Task statement:
All of the data that follows should be retyped exactly, please, except the pictures.

Data excerpt:
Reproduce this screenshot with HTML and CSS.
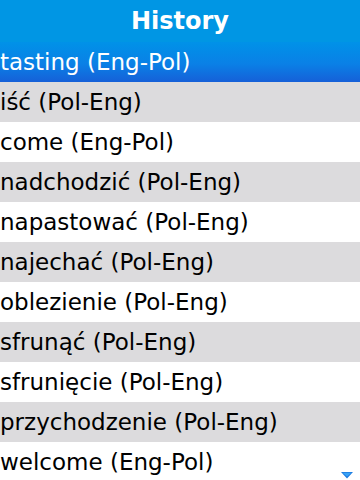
FILE: index.html
```html
<html>
    <head>
        <meta charset="UTF-8">
        <title>History</title>
        <link rel="stylesheet" href="styles.css">
    </head>
    <body>
        <header class="title-bar">History</header>

        <!-- History list -->
        <ul class="history-list">
            <li class="selected">tasting (Eng-Pol)</li>
            <li class="shade">iść (Pol-Eng)</li>
            <li>come (Eng-Pol)</li>
            <li class="shade">nadchodzić (Pol-Eng)</li>
            <li>napastować (Pol-Eng)</li>
            <li class="shade">najechać (Pol-Eng)</li>
            <li>oblezienie (Pol-Eng)</li>
            <li class="shade">sfrunąć (Pol-Eng)</li>
            <li>sfrunięcie (Pol-Eng)</li>
            <li class="shade">przychodzenie (Pol-Eng)</li>
            <li>welcome (Eng-Pol)</li>
        </ul>

        <svg class="more-arrow" width="12" height="7" viewBox="0 0 12 7">
            <polygon points="0,0 12,0 6,6.5" fill="#1a78e0"/>
            <polygon points="1.5,0.8 10.5,0.8 6,4.5" fill="#3aa2f4"/>
        </svg>
    </body>
</html>
```

FILE: styles.css
```css
*{
    font-family: "DejaVu Sans", sans-serif;
}

body, html{
    margin: 0;
}

body{
    position: relative;
    width: 360px;
    height: 480px;
    overflow: hidden;
    background-color: white;
}

.title-bar{
    display: flex;
    justify-content: center;
    align-items: center;
    height: 42px;
    background-color: rgb(0, 150, 228);
    color: white;
    font-size: 24px;
    font-weight: bold;
}

.history-list{
    list-style: none;
    margin: 0;
    padding: 0;
}

.history-list li{
    display: flex;
    align-items: center;
    height: 40px;
    font-size: 23px;
    color: black;
    white-space: nowrap;
}

.history-list .shade{
    background-color: rgb(220, 219, 221);
}

.history-list .selected{
    color: white;
    background: linear-gradient(rgb(0, 146, 232), rgb(10, 128, 230) 55%, rgb(22, 96, 216));
}

.more-arrow{
    position: absolute;
    right: 7px;
    bottom: 1px;
}
```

Complete response:
Reproduce this screenshot with HTML and CSS.
FILE: index.html
```html
<html>
    <head>
        <meta charset="UTF-8">
        <title>History</title>
        <link rel="stylesheet" href="styles.css">
    </head>
    <body>
        <header class="title-bar">History</header>

        <!-- History list -->
        <ul class="history-list">
            <li class="selected">tasting (Eng-Pol)</li>
            <li class="shade">iść (Pol-Eng)</li>
            <li>come (Eng-Pol)</li>
            <li class="shade">nadchodzić (Pol-Eng)</li>
            <li>napastować (Pol-Eng)</li>
            <li class="shade">najechać (Pol-Eng)</li>
            <li>oblezienie (Pol-Eng)</li>
            <li class="shade">sfrunąć (Pol-Eng)</li>
            <li>sfrunięcie (Pol-Eng)</li>
            <li class="shade">przychodzenie (Pol-Eng)</li>
            <li>welcome (Eng-Pol)</li>
        </ul>

        <svg class="more-arrow" width="12" height="7" viewBox="0 0 12 7">
            <polygon points="0,0 12,0 6,6.5" fill="#1a78e0"/>
            <polygon points="1.5,0.8 10.5,0.8 6,4.5" fill="#3aa2f4"/>
        </svg>
    </body>
</html>
```

FILE: styles.css
```css
*{
    font-family: "DejaVu Sans", sans-serif;
}

body, html{
    margin: 0;
}

body{
    position: relative;
    width: 360px;
    height: 480px;
    overflow: hidden;
    background-color: white;
}

.title-bar{
    display: flex;
    justify-content: center;
    align-items: center;
    height: 42px;
    background-color: rgb(0, 150, 228);
    color: white;
    font-size: 24px;
    font-weight: bold;
}

.history-list{
    list-style: none;
    margin: 0;
    padding: 0;
}

.history-list li{
    display: flex;
    align-items: center;
    height: 40px;
    font-size: 23px;
    color: black;
    white-space: nowrap;
}

.history-list .shade{
    background-color: rgb(220, 219, 221);
}

.history-list .selected{
    color: white;
    background: linear-gradient(rgb(0, 146, 232), rgb(10, 128, 230) 55%, rgb(22, 96, 216));
}

.more-arrow{
    position: absolute;
    right: 7px;
    bottom: 1px;
}
```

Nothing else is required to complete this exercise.